Find how many lines of the listing include the string "components", and report only that figure.

Web page code records
___
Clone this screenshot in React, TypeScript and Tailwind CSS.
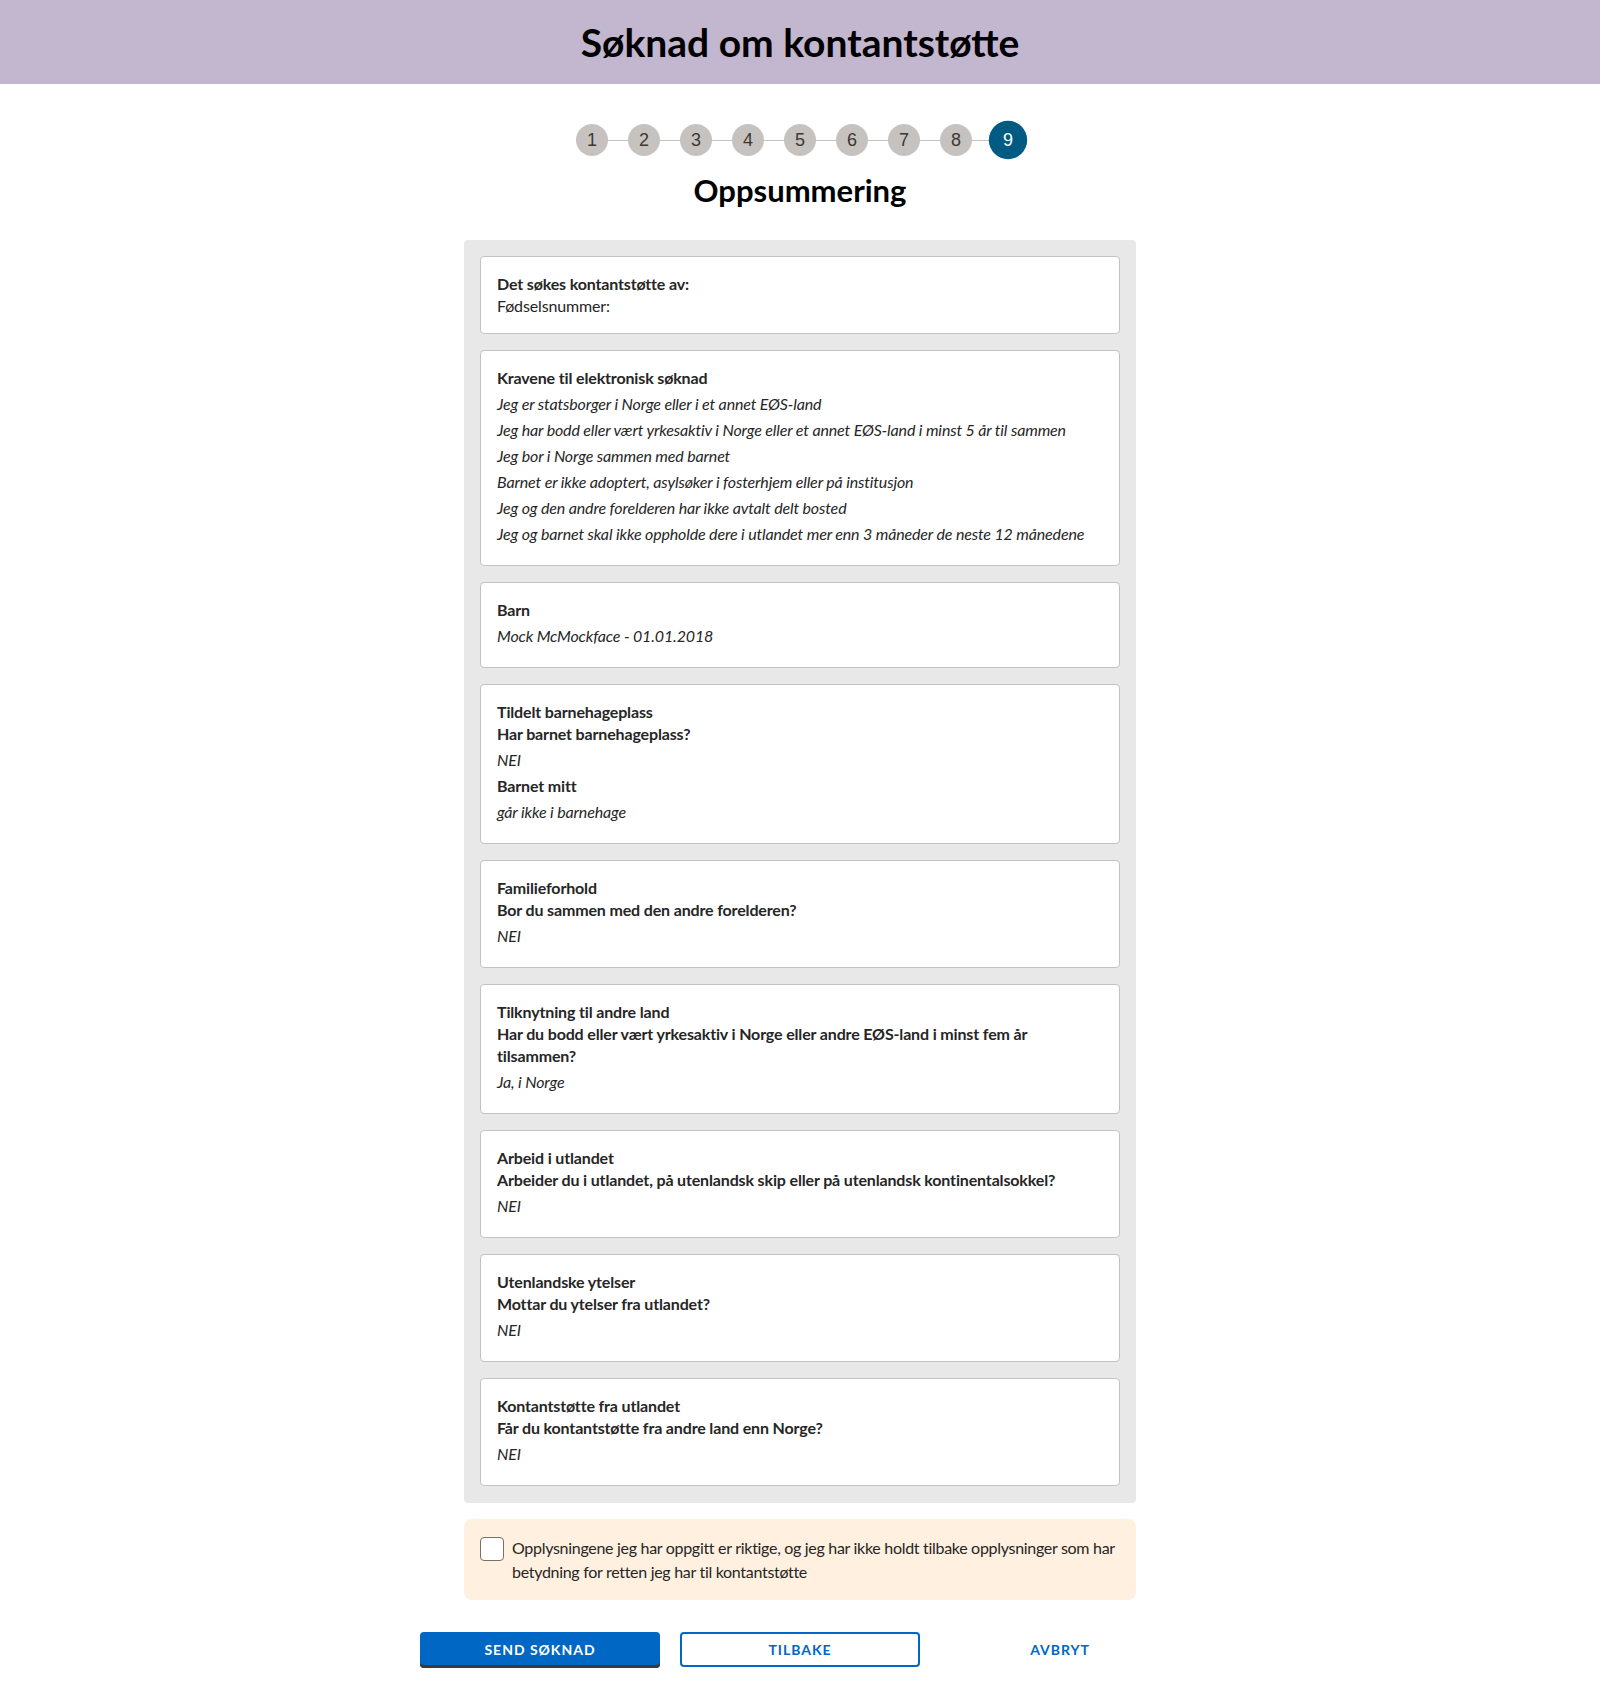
import React, { useState } from "react";

type Item = { text: string; kind: "q" | "a" };

type Section = {
  title: string;
  items: Item[];
};

const krav = [
  "Jeg er statsborger i Norge eller i et annet EØS-land",
  "Jeg har bodd eller vært yrkesaktiv i Norge eller et annet EØS-land i minst 5 år til sammen",
  "Jeg bor i Norge sammen med barnet",
  "Barnet er ikke adoptert, asylsøker i fosterhjem eller på institusjon",
  "Jeg og den andre forelderen har ikke avtalt delt bosted",
  "Jeg og barnet skal ikke oppholde dere i utlandet mer enn 3 måneder de neste 12 månedene",
];

const sections: Section[] = [
  {
    title: "Tildelt barnehageplass",
    items: [
      { text: "Har barnet barnehageplass?", kind: "q" },
      { text: "NEI", kind: "a" },
      { text: "Barnet mitt", kind: "q" },
      { text: "går ikke i barnehage", kind: "a" },
    ],
  },
  {
    title: "Familieforhold",
    items: [
      { text: "Bor du sammen med den andre forelderen?", kind: "q" },
      { text: "NEI", kind: "a" },
    ],
  },
  {
    title: "Tilknytning til andre land",
    items: [
      { text: "Har du bodd eller vært yrkesaktiv i Norge eller andre EØS-land i minst fem år tilsammen?", kind: "q" },
      { text: "Ja, i Norge", kind: "a" },
    ],
  },
  {
    title: "Arbeid i utlandet",
    items: [
      { text: "Arbeider du i utlandet, på utenlandsk skip eller på utenlandsk kontinentalsokkel?", kind: "q" },
      { text: "NEI", kind: "a" },
    ],
  },
  {
    title: "Utenlandske ytelser",
    items: [
      { text: "Mottar du ytelser fra utlandet?", kind: "q" },
      { text: "NEI", kind: "a" },
    ],
  },
  {
    title: "Kontantstøtte fra utlandet",
    items: [
      { text: "Får du kontantstøtte fra andre land enn Norge?", kind: "q" },
      { text: "NEI", kind: "a" },
    ],
  },
];

const Card: React.FC<{ children: React.ReactNode }> = ({ children }) => (
  <div className="flow-root rounded border border-[#c6c2bf] bg-white px-4 py-4 tracking-[-0.15px]">{children}</div>
);

const Svar: React.FC<{ children: React.ReactNode }> = ({ children }) => (
  <p className="my-1 text-base leading-[22px] italic">{children}</p>
);

const Stepper: React.FC = () => {
  const steps = [1, 2, 3, 4, 5, 6, 7, 8, 9];
  return (
    <div className="flex items-center justify-center">
      {steps.map((s, i) => (
        <React.Fragment key={s}>
          {i > 0 && <div className="h-px w-5 bg-[#c6c2bf]"></div>}
          <div
            className={
              s === 9
                ? "flex h-8 w-8 scale-[1.2] items-center justify-center rounded-full bg-[#005b82] text-[15px] text-white"
                : "flex h-8 w-8 items-center justify-center rounded-full bg-[#c6c2bf] text-lg text-[#3e3832]"
            }
            style={{ fontFamily: "'Liberation Sans', Arial, sans-serif" }}
          >
            {s}
          </div>
        </React.Fragment>
      ))}
    </div>
  );
};

const App: React.FC = () => {
  const [bekreftet, setBekreftet] = useState(false);

  return (
    <div className="min-h-screen bg-white pb-8 text-[#262626]" style={{ fontFamily: "Lato, 'Open Sans', sans-serif" }}>
      <header className="flex h-[84px] items-center justify-center bg-[#c3b6cf]">
        <h1 className="text-[39px] font-bold text-black">Søknad om kontantstøtte</h1>
      </header>

      <div className="mt-10">
        <Stepper />
      </div>
      <h2 className="mt-4 text-center text-[31px] leading-9 font-bold text-black">Oppsummering</h2>

      <div className="mx-auto mt-8 w-[672px]">
        <div className="flex flex-col gap-4 rounded-sm bg-[#e9e8e8] px-4 pt-4 pb-[17px]">
          <Card>
            <p className="text-base leading-[22px] font-bold">Det søkes kontantstøtte av:</p>
            <p className="text-base leading-[22px]">Fødselsnummer:</p>
          </Card>

          <Card>
            <p className="text-base leading-[22px] font-bold">Kravene til elektronisk søknad</p>
            {krav.map((k) => (
              <Svar key={k}>{k}</Svar>
            ))}
          </Card>

          <Card>
            <p className="text-base leading-[22px] font-bold">Barn</p>
            <Svar>Mock McMockface - 01.01.2018</Svar>
          </Card>

          {sections.map((sec) => (
            <Card key={sec.title}>
              <p className="text-base leading-[22px] font-bold">{sec.title}</p>
              {sec.items.map((it, i) =>
                it.kind === "q" ? (
                  <p key={i} className="text-base leading-[22px] font-bold">
                    {it.text}
                  </p>
                ) : (
                  <Svar key={i}>{it.text}</Svar>
                )
              )}
            </Card>
          ))}
        </div>

        <label className="mt-4 flex cursor-pointer gap-2 rounded-lg bg-[#fff0df] px-4 pt-[17px] pb-4">
          <input
            type="checkbox"
            checked={bekreftet}
            onChange={(e) => setBekreftet(e.target.checked)}
            className="mt-[1px] h-6 w-6 shrink-0 appearance-none rounded border border-[#78706a] bg-white checked:bg-[#0067c5]"
          />
          <span className="text-base leading-6 tracking-[-0.3px]">
            Opplysningene jeg har oppgitt er riktige, og jeg har ikke holdt tilbake opplysninger som har betydning for retten jeg har til kontantstøtte
          </span>
        </label>
      </div>

      <div className="mt-8 flex justify-center gap-5">
        <button className="h-[36px] w-60 rounded-sm bg-[#0067c5] text-sm font-bold tracking-[0.07em] text-white uppercase shadow-[inset_0_-3px_0_#3e3832]">
          Send søknad
        </button>
        <button className="h-[35px] w-60 rounded-sm border-2 border-[#0067c5] bg-white text-sm font-bold tracking-[0.07em] text-[#0067c5] uppercase">
          Tilbake
        </button>
        <button className="h-[35px] w-60 text-sm font-bold tracking-[0.07em] text-[#0067c5] uppercase">Avbryt</button>
      </div>
    </div>
  );
};

export default App;
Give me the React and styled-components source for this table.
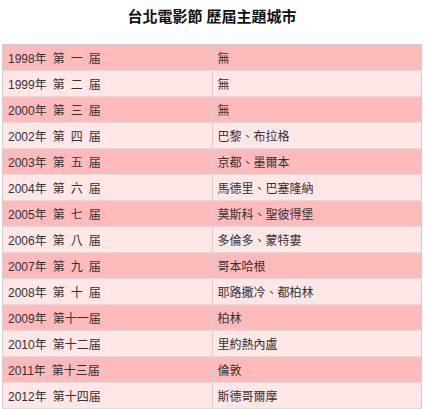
import React from 'react';
import styled, { createGlobalStyle } from 'styled-components';

const GlobalStyle = createGlobalStyle`
     body {
          margin: 0;
          background: #fff;
          font-family: 'Liberation Sans', 'Noto Sans CJK TC', sans-serif;
     }
`;

const Page = styled.div`
     width: 425px;
     padding: 7px 3px 0 2px;
     box-sizing: border-box;
`;

const Title = styled.h3`
     margin: 0 0 17px;
     text-align: center;
     font-size: 15px;
     line-height: 20px;
     font-weight: bold;
     color: #111;
`;

const Table = styled.table`
     width: 420px;
     border-collapse: collapse;
     border: 1px solid #cfcfcf;
     table-layout: fixed;
`;

const Row = styled.tr`
     background: ${(p) => (p.$odd ? '#ffbbbb' : '#ffe7e7')};
`;

const Cell = styled.td`
     height: 25px;
     padding: 0 0 0 5px;
     border-bottom: 1px solid #e8d8d8;
     border-right: 1px solid #dcc8c8;
     font-size: 12px;
     word-spacing: 2.7px;
     color: #333;
     white-space: pre;
     vertical-align: middle;
`;

const rows = [
     ['1998年 第 一 届', '無'],
     ['1999年 第 二 届', '無'],
     ['2000年 第 三 届', '無'],
     ['2002年 第 四 届', '巴黎、布拉格'],
     ['2003年 第 五 届', '京都、墨爾本'],
     ['2004年 第 六 届', '馬德里、巴塞隆納'],
     ['2005年 第 七 届', '莫斯科、聖彼得堡'],
     ['2006年 第 八 届', '多倫多、蒙特婁'],
     ['2007年 第 九 届', '哥本哈根'],
     ['2008年 第 十 届', '耶路撒冷、都柏林'],
     ['2009年 第十一届', '柏林'],
     ['2010年 第十二届', '里約熱內盧'],
     ['2011年 第十三届', '倫敦'],
     ['2012年 第十四届', '斯德哥爾摩'],
];

const App = () => {
     return (
          <Page>
               <GlobalStyle />
               <Title>台北電影節 歷屆主題城市</Title>
               <Table>
                    <tbody>
                         {rows.map((row, index) => (
                              <Row key={index} $odd={index % 2 === 0}>
                                   <Cell>{row[0]}</Cell>
                                   <Cell>{row[1]}</Cell>
                              </Row>
                         ))}
                    </tbody>
               </Table>
          </Page>
     );
};

export default App;
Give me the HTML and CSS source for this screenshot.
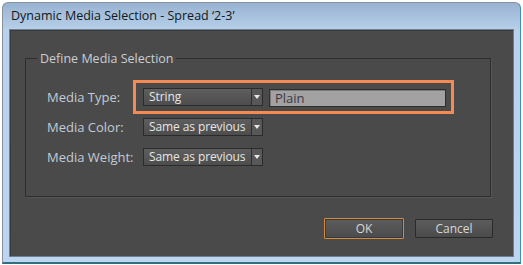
FILE: index.html
```html
<!DOCTYPE html>
<html>
  <head>
    <meta name="viewport" content="width=device-width, initial-scale=1">
    <link rel="stylesheet" href="styles.css">
  </head>

  <body>
    <div class="window">
      <div class="titlebar">Dynamic Media Selection - Spread ‘2-3’</div>

      <div class="content">
        <fieldset class="group">
          <legend>Define Media Selection</legend>

          <div class="rows">
            <label>Media Type:</label>
            <div class="controls highlight">
              <div class="dropdown"><span>String</span><i class="arrow"></i></div>
              <div class="field">Plain</div>
            </div>

            <label>Media Color:</label>
            <div class="controls">
              <div class="dropdown"><span>Same as previous</span><i class="arrow"></i></div>
            </div>

            <label>Media Weight:</label>
            <div class="controls">
              <div class="dropdown"><span>Same as previous</span><i class="arrow"></i></div>
            </div>
          </div>
        </fieldset>

        <!-- OK / Cancel -->
        <div class="buttons">
          <button type="button" class="btn btn-default">OK</button>
          <button type="button" class="btn">Cancel</button>
        </div>
      </div>
    </div>
  </body>
</html>
```

FILE: styles.css
```css
html, body {
  margin: 0;
  background-color: #ffffff;
  font-family: "Open Sans", "Noto Sans", sans-serif;
  font-size: 12px;
}

.window {
  margin: 2px;
  width: 517px;
  height: 259px;
  border: 1px solid #8a9099;
  border-right-color: #3f8fb0;
  border-bottom: 2px solid #2f6f80;
  border-radius: 6px 6px 0 0;
  background: linear-gradient(#98b3d2, #b9d1ea 28px, #bdd5ee);
  display: flex;
  flex-direction: column;
}

.titlebar {
  height: 26px;
  line-height: 25px;
  padding-left: 8px;
  color: #101820;
  font-size: 12.5px;
}

.content {
  flex-grow: 1;
  margin: 0 6px 5px 6px;
  background-color: #4a4a4a;
  border: 1px solid #6e7f94;
  box-shadow: inset 1px 1px 0 #3a3a3a;
  display: flex;
  flex-direction: column;
}

.group {
  margin: 20px 22px 0 15px;
  padding: 21px 0 20px 21px;
  height: 104px;
  border: 1px solid #2e2e2e;
  box-shadow: 1px 1px 0 #555;
}

.group legend {
  margin-left: -10px;
  padding: 0 3px;
  color: #c9ced4;
  font-size: 12.5px;
}

.rows {
  display: grid;
  grid-template-columns: 96px auto;
  grid-auto-rows: 18px;
  row-gap: 12px;
  align-items: center;
  justify-items: start;
}

.rows label {
  color: #c3ccd6;
  font-size: 13px;
}

.controls {
  display: flex;
  align-items: center;
  gap: 6px;
  position: relative;
}

/* annotation box round the first row */
.highlight::before {
  content: "";
  position: absolute;
  left: -10px;
  top: -7px;
  right: -8px;
  bottom: -7px;
  border: 3px solid #f58b52;
}

.dropdown {
  width: 118px;
  height: 16px;
  border: 1px solid #2b2b2b;
  background: linear-gradient(#5e5e5e, #4d4d4d);
  color: #e6e6e6;
  font-size: 12px;
  letter-spacing: -0.1px;
  line-height: 16px;
  display: flex;
}

.dropdown span {
  flex-grow: 1;
  padding-left: 5px;
  border-right: 1px solid #2e2e2e;
  white-space: nowrap;
  overflow: hidden;
}

.arrow {
  width: 10px;
  position: relative;
  background: #585858;
}

.arrow::after {
  content: "";
  position: absolute;
  left: 2px;
  top: 6px;
  border-left: 3px solid transparent;
  border-right: 3px solid transparent;
  border-top: 4px solid #e8e8e8;
}

.field {
  width: 170px;
  height: 16px;
  padding-left: 5px;
  margin-top: 2px;
  border: 1px solid #2e2e2e;
  box-shadow: inset 1px 1px 0 #7a7a7a;
  background-color: #a2a2a2;
  color: #3a3845;
  font-size: 13px;
  line-height: 16px;
}

.buttons {
  margin: 21px 20px 0 0;
  display: flex;
  justify-content: flex-end;
  align-items: center;
  gap: 11px;
}

.btn {
  width: 78px;
  height: 19px;
  padding: 0;
  border: 1px solid #2a2a2a;
  border-radius: 1px;
  background: linear-gradient(#5c5c5c, #4b4b4b);
  color: #d8d8d8;
  font-family: "Open Sans", "Noto Sans", sans-serif;
  font-size: 12px;
  cursor: pointer;
}

.btn-default {
  width: 80px;
  height: 21px;
  border-color: #d48a3a;
  box-shadow: inset 0 0 0 1px #3a3a3a;
}
```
___
#### FINISHED TASK
2